Payment Protection Insurance Back In The Firing Line
Personal Loans - June 15th, 2009There has been an awful lot of bad press over the past few months regarding Payment Protection Insurance (PPI), with a growing number of mis selling of policies and a large number of complaints from policyholders who have been unable to claim, or found out that they are not actually covered for what they thought they were, leaving many individuals struggling to keep up with the repayments on their personal loans, credit cards and homeowner loans if they become ill, or are unfortunate enough to lose their job in the current economic climate.
Due to the effects of the credit crunch and general economic slow down, there has been a huge increase in the number of claims which are being made on PPI policies through unemployment, with the number of unemployment claims increasing by a staggering 203 per cent in the space of a twelve month period and this is causing providers of this type of cover to review their premiums and increase the cost, or reduce the level of cover on people’s policies, just at a time when they need them the most.

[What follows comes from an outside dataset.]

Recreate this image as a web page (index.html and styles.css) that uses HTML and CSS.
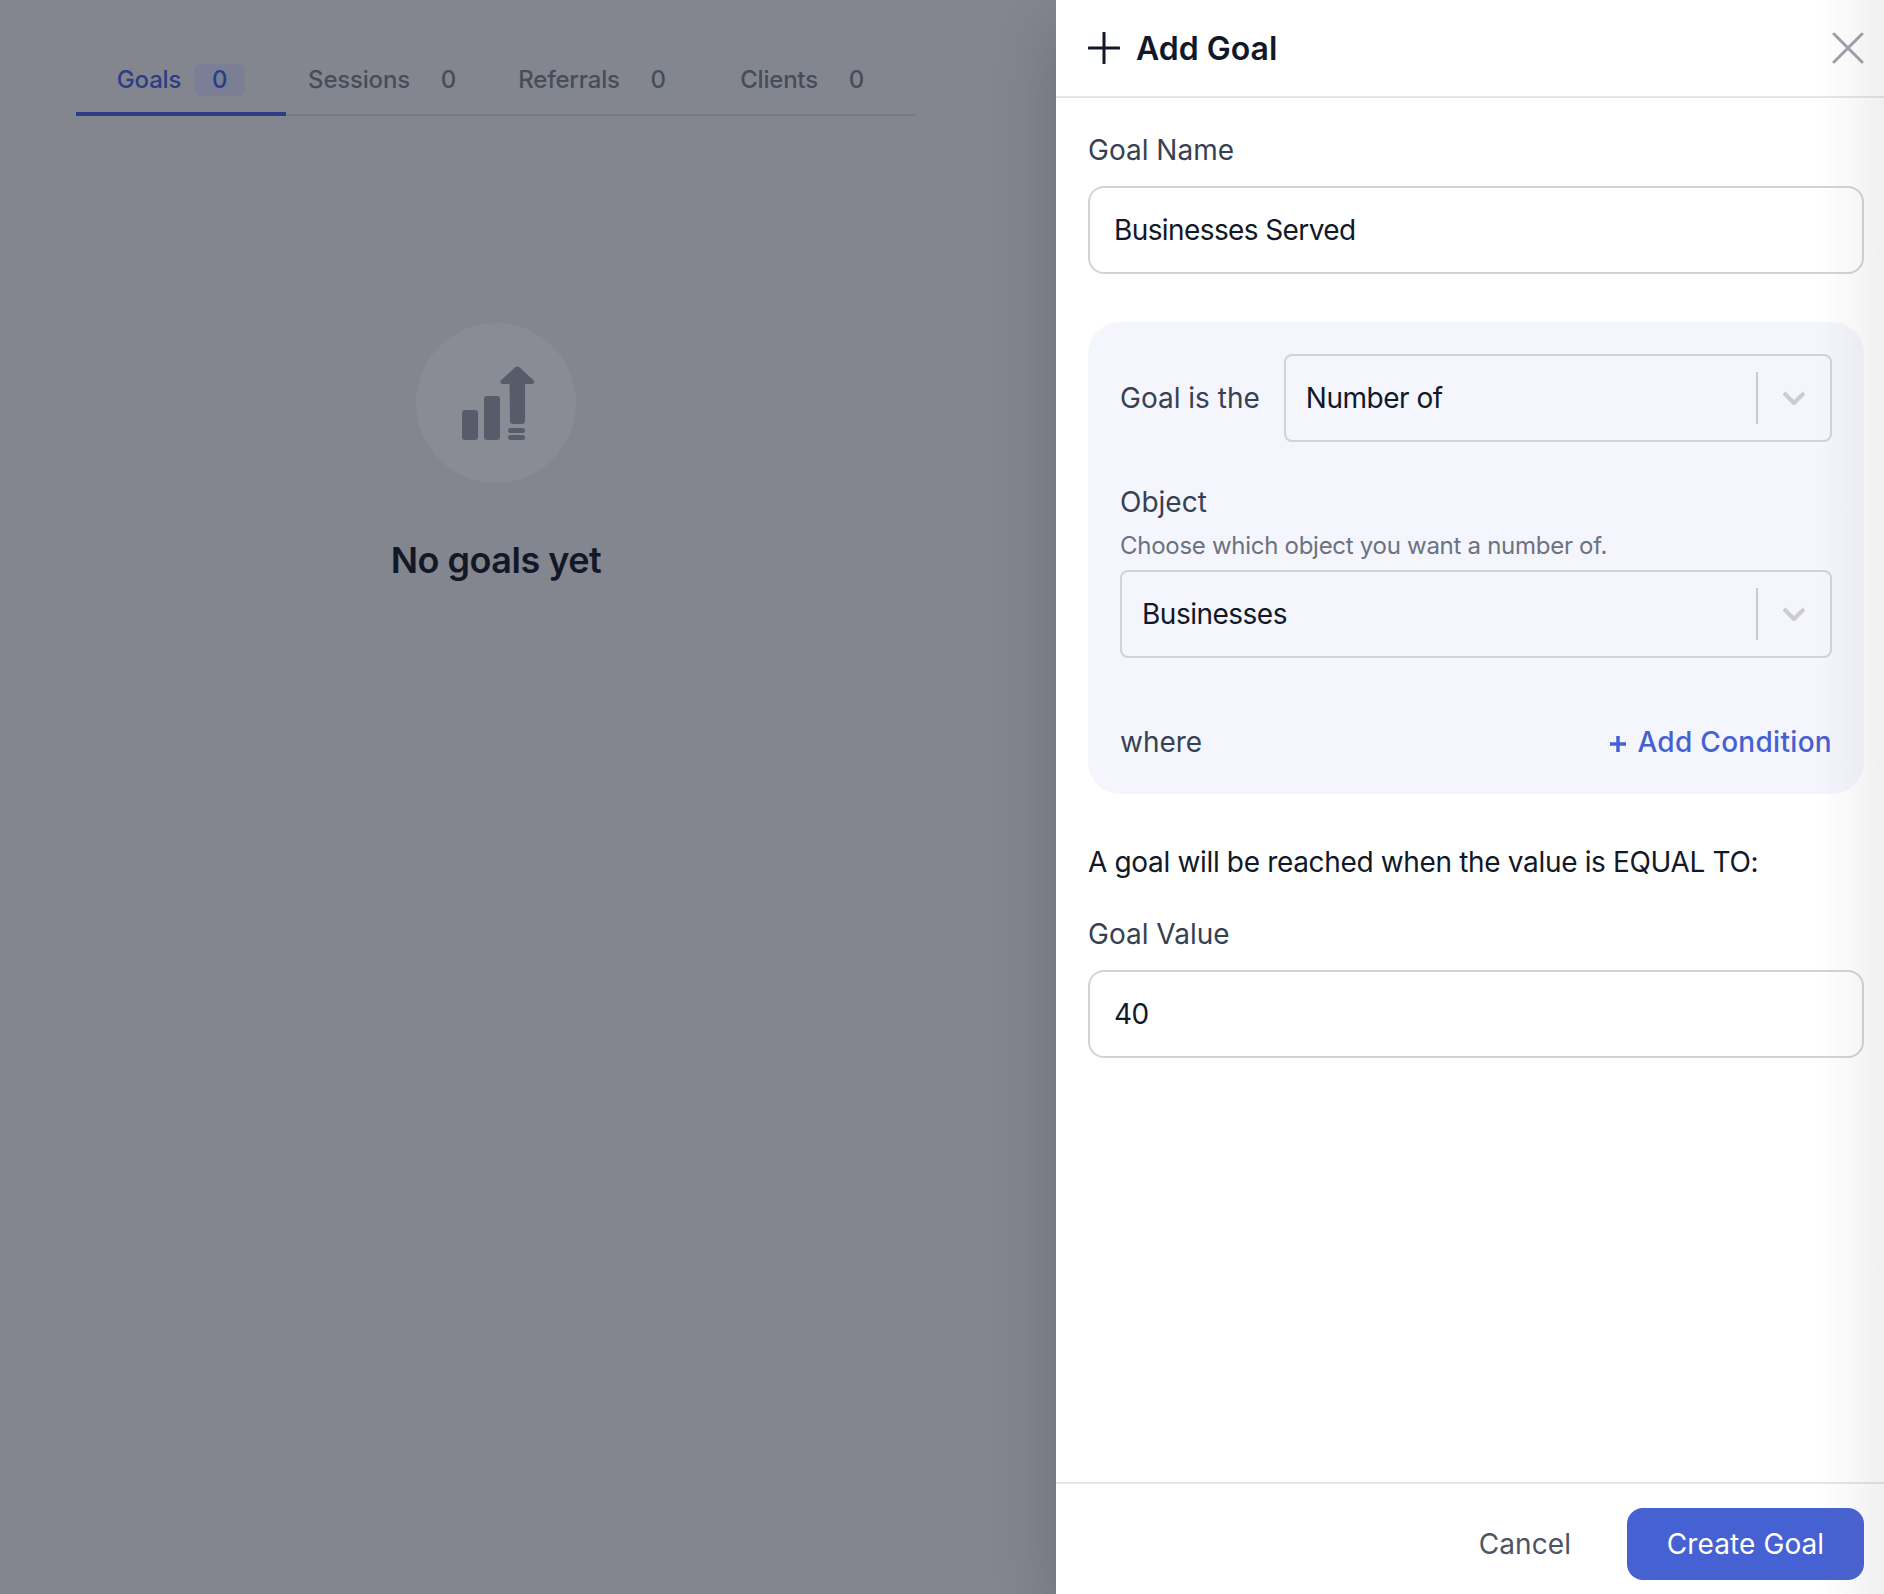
FILE: index.html
```html
<!DOCTYPE html>
<html lang="en">
<head>
<meta charset="utf-8">
<title>Add Goal</title>
<link rel="stylesheet" href="styles.css">
</head>
<body>
<div class="app">
  <main class="backdrop">
    <nav class="tabs">
      <div class="tab tab-active"><span>Goals</span><span class="badge">0</span></div>
      <div class="tab"><span>Sessions</span><span class="badge">0</span></div>
      <div class="tab"><span>Referrals</span><span class="badge">0</span></div>
      <div class="tab"><span>Clients</span><span class="badge">0</span></div>
    </nav>
    <section class="empty">
      <div class="empty-circle">
        <svg class="empty-icon" viewBox="0 0 80 80" width="80" height="80" aria-hidden="true">
          <rect x="6" y="47" width="16" height="30" rx="3"/>
          <rect x="28" y="33" width="16" height="44" rx="3"/>
          <path d="M53.500 21h-7c-2 0-3-2-1.600-3.400l14-13.200c1.500-1.300 3.300-1.300 4.800 0l14 13.200c1.400 1.400.4 3.400-1.600 3.400h-7v37c0 1.700-1.300 3-3 3h-9.100c-1.700 0-3-1.300-3-3z"/>
          <rect x="52" y="65" width="17" height="5" rx="2.500"/>
          <rect x="52" y="72" width="17" height="5" rx="2.500"/>
        </svg>
      </div>
      <h2 class="empty-title">No goals yet</h2>
    </section>
  </main>
  <aside class="panel">
    <header class="panel-head">
      <div class="panel-title">
        <svg class="plus-icon" viewBox="0 0 32 32" width="32" height="32" aria-hidden="true"><path d="M16 1v30M1 16h30"/></svg>
        <h1>Add Goal</h1>
      </div>
      <svg class="close-icon" viewBox="0 0 32 32" width="32" height="32" aria-hidden="true"><path d="M2 2l28 28M30 2L2 30"/></svg>
    </header>
    <div class="panel-body">
      <label class="label label-name">Goal Name</label>
      <div class="input">Businesses Served</div>
      <div class="card">
        <div class="goal-row">
          <span class="label">Goal is the</span>
          <div class="select select-grow">
            <span>Number of</span>
            <span class="select-sep"></span>
            <svg class="chevron" viewBox="0 0 24 14" width="24" height="14" aria-hidden="true"><path d="M2 2l10 10L22 2"/></svg>
          </div>
        </div>
        <div class="label label-object">Object</div>
        <div class="help">Choose which object you want a number of.</div>
        <div class="select">
          <span>Businesses</span>
          <span class="select-sep"></span>
          <svg class="chevron" viewBox="0 0 24 14" width="24" height="14" aria-hidden="true"><path d="M2 2l10 10L22 2"/></svg>
        </div>
        <div class="where-row">
          <span class="label">where</span>
          <span class="add-condition">
            <svg class="add-icon" viewBox="0 0 18 18" width="18" height="18" aria-hidden="true"><path d="M9 1v16M1 9h16"/></svg>
            Add Condition
          </span>
        </div>
      </div>
      <p class="statement">A goal will be reached when the value is EQUAL TO:</p>
      <label class="label label-value">Goal Value</label>
      <div class="input">40</div>
    </div>
    <footer class="panel-foot">
      <span class="cancel">Cancel</span>
      <span class="create">Create Goal</span>
    </footer>
    <div class="edge-fade"></div>
  </aside>
</div>
</body>
</html>
```
FILE: styles.css
```css
* { box-sizing: border-box; }
html, body { margin: 0; height: 100%; }
body {
  font-family: Inter, "Noto Sans", "Liberation Sans", sans-serif;
  color: #111827;
  overflow: hidden;
}
.app { display: flex; width: 1884px; height: 1594px; }

.backdrop {
  width: 1056px;
  flex: none;
  background: #83868f;
  display: flex;
  flex-direction: column;
  padding-left: 76px;
}
.tabs {
  display: flex;
  width: 840px;
  height: 116px;
  border-bottom: 2px solid #797b88;
}
.tab {
  flex: 0 0 210px;
  height: 116px;
  padding-top: 64px;
  display: flex;
  justify-content: center;
  gap: 13px;
  font-size: 24px;
  font-weight: 500;
  letter-spacing: -0.2px;
  color: #484c5a;
  line-height: 32px;
}
.tab-active { color: #2c3c85; border-bottom: 4px solid #2c3c85; }
.badge {
  width: 51px;
  height: 32px;
  border-radius: 8px;
  text-align: center;
}
.tab-active .badge { background: #7a7f95; }

.empty {
  width: 840px;
  display: flex;
  flex-direction: column;
  align-items: center;
}
.empty-circle {
  width: 160px;
  height: 160px;
  margin-top: 207px;
  border-radius: 50%;
  background: #8a8c95;
  display: flex;
  align-items: center;
  justify-content: center;
}
.empty-icon { fill: #575c6b; }
.empty-title {
  margin: 51px 0 0;
  font-size: 36px;
  line-height: 52px;
  font-weight: 600;
  letter-spacing: -0.5px;
  color: #131828;
}

.panel {
  position: relative;
  flex: 1;
  background: #fff;
  display: flex;
  flex-direction: column;
  box-shadow: 0 25px 60px rgba(0, 0, 0, 0.18);
}
.panel-head {
  height: 98px;
  flex: none;
  border-bottom: 2px solid #e5e6eb;
  padding: 0 20px 0 32px;
  display: flex;
  align-items: center;
  justify-content: space-between;
}
.panel-title { display: flex; align-items: center; gap: 16px; }
.panel-title h1 {
  margin: 0;
  padding-top: 2px;
  font-size: 32px;
  line-height: 40px;
  font-weight: 600;
  color: #111827;
}
.plus-icon { fill: none; stroke: #111827; stroke-width: 3; stroke-linecap: round; }
.close-icon { fill: none; stroke: #9ca0aa; stroke-width: 3; stroke-linecap: round; }

.panel-body { flex: 1; padding: 34px 20px 0 32px; }
.label {
  display: block;
  font-size: 28px;
  line-height: 36px;
  color: #374151;
}
.label-name { margin-bottom: 18px; }
.input {
  height: 88px;
  padding: 0 24px;
  display: flex;
  align-items: center;
  border: 2px solid #d1d3db;
  border-radius: 16px;
  background: #fff;
  font-size: 28px;
  letter-spacing: -0.6px;
  color: #111827;
}
.card {
  margin-top: 48px;
  height: 472px;
  padding: 32px;
  background: #f4f5fd;
  border-radius: 32px;
}
.goal-row { display: flex; align-items: center; gap: 24px; }
.goal-row .label { white-space: nowrap; }
.select {
  height: 88px;
  padding: 0 20px;
  display: flex;
  align-items: center;
  border: 2px solid #d1d3db;
  border-radius: 8px;
  font-size: 28px;
  letter-spacing: -0.5px;
  color: #111827;
}
.select-grow { flex: 1; }
.select > span:first-child { flex: 1; }
.select-sep { width: 2px; height: 52px; background: #c9cad0; margin-right: 24px; }
.chevron { fill: none; stroke: #cccccc; stroke-width: 4; margin-right: 4px; }
.label-object { margin-top: 42px; }
.help {
  margin-top: 8px;
  margin-bottom: 6px;
  font-size: 24px;
  line-height: 36px;
  letter-spacing: -0.28px;
  color: #6b7280;
}
.where-row {
  margin-top: 66px;
  display: flex;
  align-items: center;
  justify-content: space-between;
}
.add-condition {
  display: flex;
  align-items: center;
  gap: 10px;
  font-size: 28px;
  font-weight: 500;
  line-height: 36px;
  letter-spacing: 0.3px;
  color: #4661d1;
}
.add-icon { fill: none; stroke: #4661d1; stroke-width: 3.500; margin-top: 3px; }
.statement {
  margin: 50px 0 0;
  font-size: 28px;
  line-height: 36px;
  letter-spacing: -0.34px;
  color: #111827;
}
.label-value { margin-top: 36px; margin-bottom: 18px; }

.panel-foot {
  flex: none;
  height: 112px;
  border-top: 2px solid #e5e6eb;
  padding: 24px 20px 0 32px;
  display: flex;
  justify-content: flex-end;
  align-items: flex-start;
  gap: 56px;
}
.cancel {
  height: 72px;
  display: flex;
  align-items: center;
  font-size: 28px;
  letter-spacing: 0.06px;
  color: #4b5563;
}
.create {
  width: 237px;
  height: 72px;
  border-radius: 16px;
  background: #4661d1;
  color: #fff;
  display: flex;
  align-items: center;
  justify-content: center;
  font-size: 28px;
  letter-spacing: 0.1px;
}
.edge-fade {
  position: absolute;
  top: 0;
  right: 0;
  bottom: 0;
  width: 64px;
  pointer-events: none;
  background: linear-gradient(to right, rgba(120, 120, 130, 0), rgba(120, 120, 130, 0.11));
}
```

Now, Lord Turner, Chairman of the Financial Services Authority (FSA), has spoken out against companies who have increased the cost of loan protection policies, claiming it is not in keeping with the FSA’s principle of treating customers fairly.
Lord Turner said “How many consumers would have taken up this cover if they had known at the very time they needed the protection more, the price of it would significantly increase or the amount of cover decrease? This is an area where insurers must expect us to intervene to address poor consumer outcomes. And more than that they must think clearly about the impact of their actions on the sector’s reputation.”